Create a SparkSession in your driver (EMR, Databricks, Dataproc, YARN, Kubernetes, etc.).
Load facts as a DataFrame (e.g. from Parquet, Iceberg, Delta - your catalog and IAM).
Apply DRL to that DataFrame using the helpers in src/sparkrules/spark/dataframe.py:
apply_drl(df, drl, ...) - broadcast’s the DRL string, uses mapPartitions over the DataFrame’s RDD, returns a new DataFrame of fact_id, fired, out_json.
Lower-level: iter_rule_rows, mpartition_rows for custom pipelines.
use_v2=True (recommended): the Spark executor merges action fields across strategies with deterministic ordering (salience, then rule-name code points, then DRL declaration order). You may briefly see action_<field>__s<salience>_o<order> staging columns internally; outputs surface as action_<field> after merge. RulePack.serialize() embeds a SRRP version header before the pickle (see docs/REQUIREMENTS_V2_ENGINE.md Req 34).
Optionally combine with a CompiledRulePackage and sparkrules/transport/broadcaster.py for broadcasting larger artifacts in advanced setups (see that module’s docstring and tests).

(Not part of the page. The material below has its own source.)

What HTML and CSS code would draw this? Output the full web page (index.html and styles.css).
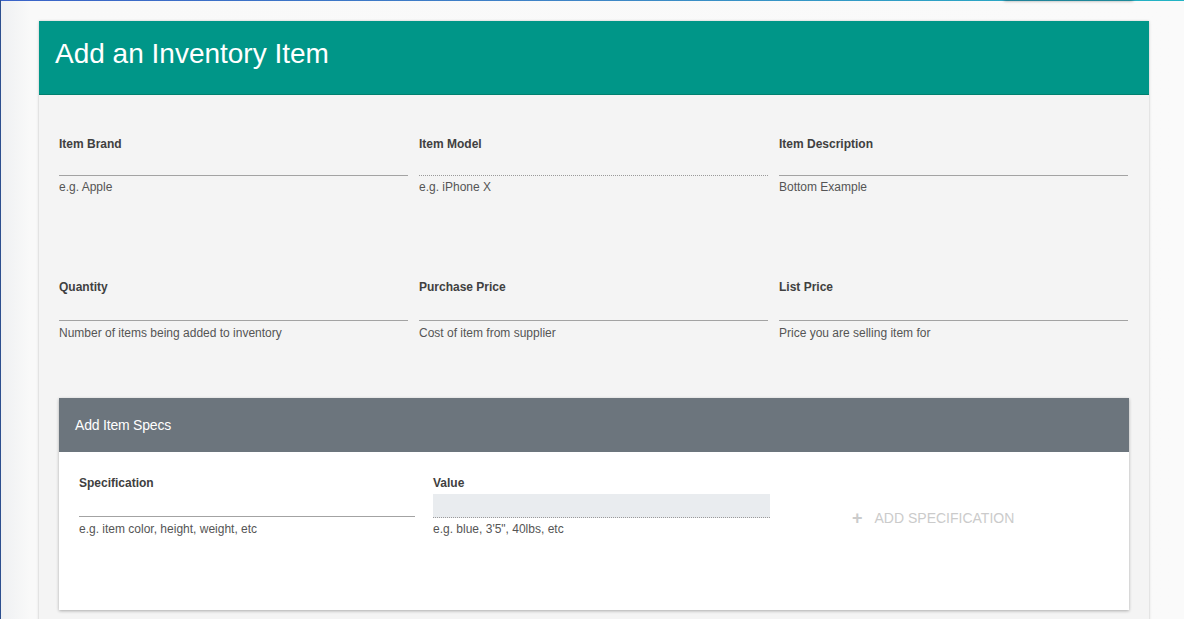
FILE: index.html
```html
<!DOCTYPE html>
<html lang="en">
<head>
<meta charset="utf-8">
<title>Add an Inventory Item</title>
<link rel="stylesheet" href="styles.css">
</head>
<body>
<div class="topline"></div>
<div class="ghost-btn"></div>
<main class="page">
  <section class="card">
    <header class="card-head">
      <h1 class="title">Add an Inventory Item</h1>
    </header>
    <div class="card-body">
      <div class="grid row-one">
        <div class="field">
          <label class="label">Item Brand</label>
          <div class="input short"></div>
          <div class="helper">e.g. Apple</div>
        </div>
        <div class="field">
          <label class="label">Item Model</label>
          <div class="input short dotted"></div>
          <div class="helper">e.g. iPhone X</div>
        </div>
        <div class="field">
          <label class="label">Item Description</label>
          <div class="input short"></div>
          <div class="helper">Bottom Example</div>
        </div>
      </div>
      <div class="grid row-two">
        <div class="field">
          <label class="label">Quantity</label>
          <div class="input"></div>
          <div class="helper tall">Number of items being added to inventory</div>
        </div>
        <div class="field">
          <label class="label">Purchase Price</label>
          <div class="input"></div>
          <div class="helper tall">Cost of item from supplier</div>
        </div>
        <div class="field">
          <label class="label">List Price</label>
          <div class="input"></div>
          <div class="helper tall">Price you are selling item for</div>
        </div>
      </div>
      <section class="spec-card">
        <header class="spec-head">Add Item Specs</header>
        <div class="spec-body">
          <div class="field">
            <label class="label">Specification</label>
            <div class="input spec"></div>
            <div class="helper spec-help">e.g. item color, height, weight, etc</div>
          </div>
          <div class="field">
            <label class="label">Value</label>
            <div class="input disabled dotted"></div>
            <div class="helper value-help">e.g. blue, 3'5", 40lbs, etc</div>
          </div>
          <div class="add-wrap">
            <button class="add-btn" type="button"><span class="plus">+</span>ADD SPECIFICATION</button>
          </div>
        </div>
      </section>
    </div>
  </section>
</main>
</body>
</html>
```

FILE: styles.css
```css
* { box-sizing: border-box; }

html, body {
  margin: 0;
  padding: 0;
  height: 100%;
  overflow: hidden;
}

body {
  background: linear-gradient(to right, #eef0f2 0, #f9f9f9 30px, #fafafa 100%);
  border-left: 1px solid #2c4f8f;
  font-family: "Liberation Sans", Arial, Helvetica, sans-serif;
  position: relative;
}

.topline {
  height: 1px;
  background: linear-gradient(to right, #3a63c8, #3f86c6 50%, #22b4c4);
}

.ghost-btn {
  position: absolute;
  top: -30px;
  left: 1003px;
  width: 129px;
  height: 30px;
  background: #fafafa;
  box-shadow: 0 1px 3px rgba(0,0,0,0.35);
}

.page {
  padding: 20px 0 0 38px;
}

.card {
  width: 1110px;
  background: #f4f4f4;
  box-shadow: 0 0 2px rgba(0,0,0,0.18), 0 1px 4px rgba(0,0,0,0.08);
  min-height: 700px;
}

.card-head {
  background: #009688;
  height: 74px;
  border-bottom: 1px solid #00806f;
  padding: 0 16px 7px;
  display: flex;
  align-items: center;
}

.title {
  margin: 0;
  color: #fff;
  font-size: 28px;
  font-weight: 400;
  line-height: 32px;
}

.card-body {
  padding: 42px 21px 0 20px;
}

.grid {
  display: grid;
  grid-template-columns: 349px 349px 349px;
  column-gap: 11px;
}

.row-two { margin-top: 86px; }

.field {
  display: flex;
  flex-direction: column;
}

.label {
  font-size: 12px;
  line-height: 14px;
  font-weight: 700;
  color: #404040;
}

.input {
  height: 27px;
  border-bottom: 1px solid #a3a3a3;
}

.input.short { height: 25px; }
.input.spec { height: 27px; }

.input.dotted {
  border-bottom: 1px dotted #9a9a9a;
}

.input.disabled {
  background: #e9ecef;
  height: 24px;
  margin-top: 4px;
}

.helper {
  margin-top: 4px;
  font-size: 12px;
  line-height: 14px;
  color: #555;
}

.helper.tall { margin-top: 5px; }
.helper.spec-help { margin-top: 5px; }
.helper.value-help { margin-top: 4px; }

.spec-card {
  margin-top: 58px;
  width: 1070px;
  background: #fff;
  box-shadow: 0 1px 3px rgba(0,0,0,0.3);
}

.spec-head {
  background: #6c757d;
  color: #fff;
  height: 54px;
  padding: 0 16px;
  display: flex;
  align-items: center;
  font-size: 14px;
  letter-spacing: -0.2px;
}

.spec-body {
  display: grid;
  grid-template-columns: 336px 337px 1fr;
  column-gap: 18px;
  padding: 24px 20px 74px 20px;
}

.add-wrap {
  display: flex;
  align-items: flex-start;
  padding-left: 64px;
  padding-top: 34px;
}

.add-btn {
  background: none;
  border: 0;
  padding: 0;
  font-family: inherit;
  font-size: 14px;
  line-height: 16px;
  color: #cbcbcb;
  display: flex;
  align-items: center;
  cursor: default;
}

.plus {
  font-size: 18px;
  font-weight: 700;
  margin-right: 12px;
  line-height: 16px;
}
```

Requirements on the workers: JARs / Python environment must include this package, PySpark, and compatible Spark version - same as any other PySpark app.

Relationship to the REST API¶

The FastAPI process (uvicorn, Docker, etc.) is separate from a batch Spark job. You typically do not run the cluster inside the same process as /simulations.
You can use the API to govern and store rules, then your Spark job loads the DRL (or package) and calls apply_drl or the executor path you design.

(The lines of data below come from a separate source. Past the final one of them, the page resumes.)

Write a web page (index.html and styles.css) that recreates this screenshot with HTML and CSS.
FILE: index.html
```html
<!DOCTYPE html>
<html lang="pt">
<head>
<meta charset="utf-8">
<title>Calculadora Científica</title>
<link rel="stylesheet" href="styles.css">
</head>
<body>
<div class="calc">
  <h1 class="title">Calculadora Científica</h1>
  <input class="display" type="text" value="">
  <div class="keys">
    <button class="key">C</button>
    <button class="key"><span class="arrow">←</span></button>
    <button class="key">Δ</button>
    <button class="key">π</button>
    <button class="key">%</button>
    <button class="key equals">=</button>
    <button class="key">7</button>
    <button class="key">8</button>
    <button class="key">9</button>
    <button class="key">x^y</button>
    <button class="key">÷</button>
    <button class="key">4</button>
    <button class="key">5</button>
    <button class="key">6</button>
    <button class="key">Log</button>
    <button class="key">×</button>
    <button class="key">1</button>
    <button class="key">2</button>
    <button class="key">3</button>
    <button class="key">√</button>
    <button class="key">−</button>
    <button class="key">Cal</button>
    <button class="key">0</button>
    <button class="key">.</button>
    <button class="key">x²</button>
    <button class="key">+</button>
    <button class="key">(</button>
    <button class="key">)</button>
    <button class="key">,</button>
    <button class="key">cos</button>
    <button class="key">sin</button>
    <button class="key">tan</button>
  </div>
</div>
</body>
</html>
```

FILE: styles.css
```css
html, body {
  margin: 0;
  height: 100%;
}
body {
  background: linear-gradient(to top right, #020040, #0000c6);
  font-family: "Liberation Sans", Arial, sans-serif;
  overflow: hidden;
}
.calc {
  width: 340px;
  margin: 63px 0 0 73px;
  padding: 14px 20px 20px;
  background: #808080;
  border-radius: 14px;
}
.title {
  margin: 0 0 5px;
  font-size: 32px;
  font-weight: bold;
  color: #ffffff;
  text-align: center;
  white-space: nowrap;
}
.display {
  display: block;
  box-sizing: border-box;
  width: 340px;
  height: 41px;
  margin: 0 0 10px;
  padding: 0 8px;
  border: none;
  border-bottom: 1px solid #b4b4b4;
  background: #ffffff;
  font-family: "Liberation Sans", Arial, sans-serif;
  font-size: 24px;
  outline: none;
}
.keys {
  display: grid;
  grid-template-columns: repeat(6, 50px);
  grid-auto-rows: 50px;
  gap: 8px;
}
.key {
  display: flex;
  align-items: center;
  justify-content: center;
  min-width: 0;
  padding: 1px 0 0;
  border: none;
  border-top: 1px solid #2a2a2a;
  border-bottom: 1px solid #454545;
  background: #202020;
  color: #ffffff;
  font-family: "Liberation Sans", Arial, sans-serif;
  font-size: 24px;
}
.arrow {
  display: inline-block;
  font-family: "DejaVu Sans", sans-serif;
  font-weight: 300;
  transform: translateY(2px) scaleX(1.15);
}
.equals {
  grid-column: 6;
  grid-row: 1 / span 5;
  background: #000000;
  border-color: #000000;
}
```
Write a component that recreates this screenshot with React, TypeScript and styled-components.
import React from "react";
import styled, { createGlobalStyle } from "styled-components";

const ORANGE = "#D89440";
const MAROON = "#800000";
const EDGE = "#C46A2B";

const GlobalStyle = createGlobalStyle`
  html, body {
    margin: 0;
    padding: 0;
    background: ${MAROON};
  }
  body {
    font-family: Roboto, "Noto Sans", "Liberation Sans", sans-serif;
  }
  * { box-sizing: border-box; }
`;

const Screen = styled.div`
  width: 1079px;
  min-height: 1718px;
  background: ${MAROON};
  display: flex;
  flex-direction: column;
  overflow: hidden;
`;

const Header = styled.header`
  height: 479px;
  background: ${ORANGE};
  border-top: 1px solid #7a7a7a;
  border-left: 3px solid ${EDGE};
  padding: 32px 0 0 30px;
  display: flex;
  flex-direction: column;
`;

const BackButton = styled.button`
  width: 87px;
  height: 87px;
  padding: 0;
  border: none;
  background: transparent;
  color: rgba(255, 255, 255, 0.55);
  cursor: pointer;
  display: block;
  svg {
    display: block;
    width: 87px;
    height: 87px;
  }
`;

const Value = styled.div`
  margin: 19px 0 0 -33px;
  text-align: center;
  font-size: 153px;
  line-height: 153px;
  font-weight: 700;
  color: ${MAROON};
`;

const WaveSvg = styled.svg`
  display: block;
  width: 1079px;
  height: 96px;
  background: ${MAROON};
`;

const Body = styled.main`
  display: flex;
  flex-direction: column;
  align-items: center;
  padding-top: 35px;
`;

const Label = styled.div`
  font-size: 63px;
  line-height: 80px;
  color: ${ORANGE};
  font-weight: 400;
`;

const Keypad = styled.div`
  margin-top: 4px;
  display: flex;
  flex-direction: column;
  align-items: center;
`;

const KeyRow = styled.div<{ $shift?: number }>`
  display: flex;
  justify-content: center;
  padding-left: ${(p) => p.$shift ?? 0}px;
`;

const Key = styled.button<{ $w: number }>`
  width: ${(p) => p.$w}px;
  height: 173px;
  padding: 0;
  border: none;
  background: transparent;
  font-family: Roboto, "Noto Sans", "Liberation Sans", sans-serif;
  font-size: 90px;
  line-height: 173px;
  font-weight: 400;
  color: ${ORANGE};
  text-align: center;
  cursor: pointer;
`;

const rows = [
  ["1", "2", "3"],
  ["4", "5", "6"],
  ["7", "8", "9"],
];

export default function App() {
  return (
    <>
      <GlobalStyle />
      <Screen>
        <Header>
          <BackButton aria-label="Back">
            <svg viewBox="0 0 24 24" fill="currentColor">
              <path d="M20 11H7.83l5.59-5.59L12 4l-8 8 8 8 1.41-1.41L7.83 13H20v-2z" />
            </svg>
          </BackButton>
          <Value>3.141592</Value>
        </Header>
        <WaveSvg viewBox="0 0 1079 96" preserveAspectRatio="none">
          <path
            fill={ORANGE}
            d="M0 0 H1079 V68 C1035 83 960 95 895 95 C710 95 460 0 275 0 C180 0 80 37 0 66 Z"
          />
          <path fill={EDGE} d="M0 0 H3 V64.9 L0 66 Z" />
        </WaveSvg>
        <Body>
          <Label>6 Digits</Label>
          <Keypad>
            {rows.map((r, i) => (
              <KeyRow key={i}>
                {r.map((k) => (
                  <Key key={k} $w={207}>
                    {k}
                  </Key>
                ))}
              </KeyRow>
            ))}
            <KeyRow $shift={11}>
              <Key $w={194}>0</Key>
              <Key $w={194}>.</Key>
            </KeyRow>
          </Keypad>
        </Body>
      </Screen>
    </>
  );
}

For architecture scope and execution paths, see KNOWN_LIMITATIONS.md and BENCHMARKS.md.

Quick reference (code)¶

Component	Path
DataFrame DRL application	`sparkrules/spark/dataframe.py` - `apply_drl`, `iter_rule_rows`, `rows_from_session`
Broadcast bytes	`sparkrules/transport/broadcaster.py`
Runnable E2E samples	`examples/usecases/` domain packs + `examples/spark/` harness (`apply_drl_local.py`, `iter_rule_rows_no_jvm.py`)
Spark iterator tests (need JVM)	`tests/spark/`, `tests/unit/test_spark_iter.py`

If you are unsure, start with pure Python simulations; add Spark when you have a real DataFrame and a cluster to run on.

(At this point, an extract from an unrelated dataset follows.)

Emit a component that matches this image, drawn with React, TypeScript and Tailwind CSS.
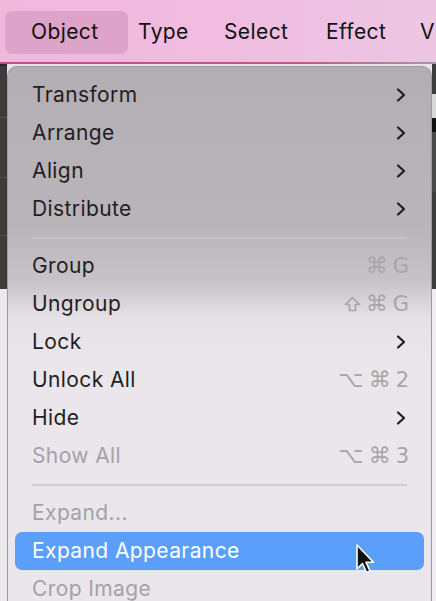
import React from 'react';

type Item =
  | { kind: 'sep' }
  | {
      kind: 'item';
      label: string;
      sub?: boolean;
      keys?: string[];
      disabled?: boolean;
      active?: boolean;
    };

const items: Item[] = [
  { kind: 'item', label: 'Transform', sub: true },
  { kind: 'item', label: 'Arrange', sub: true },
  { kind: 'item', label: 'Align', sub: true },
  { kind: 'item', label: 'Distribute', sub: true },
  { kind: 'sep' },
  { kind: 'item', label: 'Group', keys: ['⌘', 'G'] },
  { kind: 'item', label: 'Ungroup', keys: ['shift', '⌘', 'G'] },
  { kind: 'item', label: 'Lock', sub: true },
  { kind: 'item', label: 'Unlock All', keys: ['⌥', '⌘', '2'] },
  { kind: 'item', label: 'Hide', sub: true },
  { kind: 'item', label: 'Show All', keys: ['⌥', '⌘', '3'], disabled: true },
  { kind: 'sep' },
  { kind: 'item', label: 'Expand...', disabled: true },
  { kind: 'item', label: 'Expand Appearance', active: true },
  { kind: 'item', label: 'Crop Image', disabled: true },
];

function Chevron() {
  return (
    <svg width="12" height="16" viewBox="0 0 12 16" className="mr-[2px]">
      <path d="M3 2.5 L9 8 L3 13.5" fill="none" stroke="#1e1e1e" strokeWidth="2.2" strokeLinecap="round" strokeLinejoin="round" />
    </svg>
  );
}

function ShiftGlyph() {
  return (
    <svg width="17" height="16" viewBox="0 0 17 16">
      <path
        d="M8.5 1.5 L15.5 8.5 L11.5 8.5 L11.5 14.5 L5.5 14.5 L5.5 8.5 L1.5 8.5 Z"
        fill="none"
        stroke="#a8a4a9"
        strokeWidth="1.7"
        strokeLinejoin="round"
      />
    </svg>
  );
}

function Cursor() {
  return (
    <svg width="22" height="32" viewBox="0 0 22 32" className="absolute left-[340px] top-[12px]">
      <path
        d="M2 1 L2 25 L7.5 19.5 L11.5 28.5 L15 27 L11 18.2 L18.5 18.2 Z"
        fill="#111"
        stroke="#fff"
        strokeWidth="1.6"
        strokeLinejoin="round"
      />
    </svg>
  );
}

export default function App() {
  return (
    <div
      className="w-[436px] h-[601px] overflow-hidden flex flex-col bg-[#e6e4e8]"
      style={{ fontFamily: 'Inter, "Noto Sans", sans-serif' }}
    >
      {/* menu bar */}
      <div className="h-[64px] shrink-0 flex items-center bg-gradient-to-r from-[#f1b8dc] via-[#f0bce0] to-[#ecc6e3] text-[21px] tracking-[0.4px] text-[#111] relative whitespace-nowrap">
        <div className="ml-[5px] w-[123px] h-[43px] rounded-[7px] bg-[#dea3c8] flex items-center pl-[26px]">Object</div>
        <span className="ml-[10px] w-[86px] shrink-0">Type</span>
        <span className="w-[102px] shrink-0">Select</span>
        <span className="w-[94px] shrink-0">Effect</span>
        <span>V</span>
        <div className="absolute left-0 right-0 bottom-0 h-[2px] bg-gradient-to-r from-[#c54a8c] via-[#c3587a] via-70% to-[#9e9aa2]" />
      </div>

      <div className="flex flex-1 min-h-0">
        {/* background strip left */}
        <div className="w-[7px] shrink-0 flex flex-col">
          <div className="h-[225px] bg-[#3b3b3b] border-t-[2px] border-[#2a2a2a] flex flex-col">
            <div className="h-[52px] border-b border-[#555]" />
            <div className="h-[60px] border-b border-[#555]" />
            <div className="h-[58px] border-b border-[#555]" />
          </div>
          <div className="flex-1 bg-[#ebe9ec]" />
        </div>

        {/* menu panel */}
        <div className="w-[425px] shrink-0 mt-[2px] rounded-t-[10px] border border-[#9d989f] border-b-0 bg-[linear-gradient(180deg,#b3aeb4_0%,#bab5bb_30%,#c7c2c8_40%,#e6e1e7_47%,#ebe6ec_55%,#ebe6ec_100%)] pt-[9px] px-[7px]">
          {items.map((it, i) => {
            if (it.kind === 'sep') {
              return (
                <div key={i} className="h-[19px] flex items-center px-[17px]">
                  <div className="h-[2px] w-full bg-[#cbc6cc]/80" />
                </div>
              );
            }
            const color = it.active ? 'text-white' : it.disabled ? 'text-[#a5a1a6]' : 'text-[#1f1e20]';
            return (
              <div
                key={i}
                className={`relative h-[38px] flex items-center justify-between pl-[17px] pr-[15px] rounded-[7px] ${color} ${it.active ? 'bg-[#5b9ffb]' : ''}`}
              >
                <span className="text-[21px] tracking-[0.4px]">{it.label}</span>
                {it.sub && <Chevron />}
                {it.keys && (
                  <span
                    className="flex items-center gap-[5px] text-[#a8a4a9]"
                    style={{ fontFamily: '"DejaVu Sans", Inter, sans-serif' }}
                  >
                    {it.keys.map((k, j) =>
                      k === 'shift' ? (
                        <ShiftGlyph key={j} />
                      ) : (
                        <span key={j} className={/[⌘⌥]/.test(k) ? 'text-[22px] leading-none' : 'text-[21px] leading-none'}>
                          {k}
                        </span>
                      ),
                    )}
                  </span>
                )}
                {it.active && <Cursor />}
              </div>
            );
          })}
        </div>

        {/* background strip right */}
        <div className="flex-1 flex flex-col">
          <div className="h-[225px] bg-[#3d3d3d] flex flex-col">
            <div className="h-[30px]" />
            <div className="h-[24px] bg-[#d8d8d8]" />
            <div className="h-[14px] bg-[#111]" />
            <div className="h-[60px] bg-[#4a4a4a]" />
          </div>
          <div className="flex-1 bg-[#f0eef1]" />
        </div>
      </div>
    </div>
  );
}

Tests and line coverage (`src/sparkrules/spark`)¶

The sparkrules.spark package is covered to 100% line coverage in CI style when you run:

python -m pytest tests/unit/ -q --cov=sparkrules

How that is achieved:

Test file	What it covers
`tests/unit/test_spark_iter.py`	`iter_rule_rows` with dict rows and row-like `asDict()` (no JVM).
`tests/unit/test_cov_spark_apply_mocks.py`	`apply_drl` with a mock `DataFrame` / `SparkSession` (no JVM), `rows_from_session`, and non-dict partition elements.
`tests/unit/test_cov_spark_mpartition.py`	`mpartition_rows` with real PySpark `Row` (imports `pyspark`; skipped if import fails).
`tests/spark/test_pyspark_dataframe.py`	Optional end-to-end with `SparkSession` (`local[1]`) - requires JVM; marked `spark`, not in default `pytest` selection if you exclude the directory.

You get full sparkrules.spark coverage from unit tests alone (mocks + importorskip PySpark for mpartition_rows); the tests/spark/ file is for real Spark smoke runs in environments with Java.

You are here	Spark used?
`POST /simulations`, Workbench Simulate, most REST traffic	No - pure Python in the API process (`SparkSession.getActiveSession()` is usually `None`).
Your PySpark job calling `apply_drl(df, drl)` on a `DataFrame`	Yes - work is distributed by Spark (your cluster, your `SparkSession`).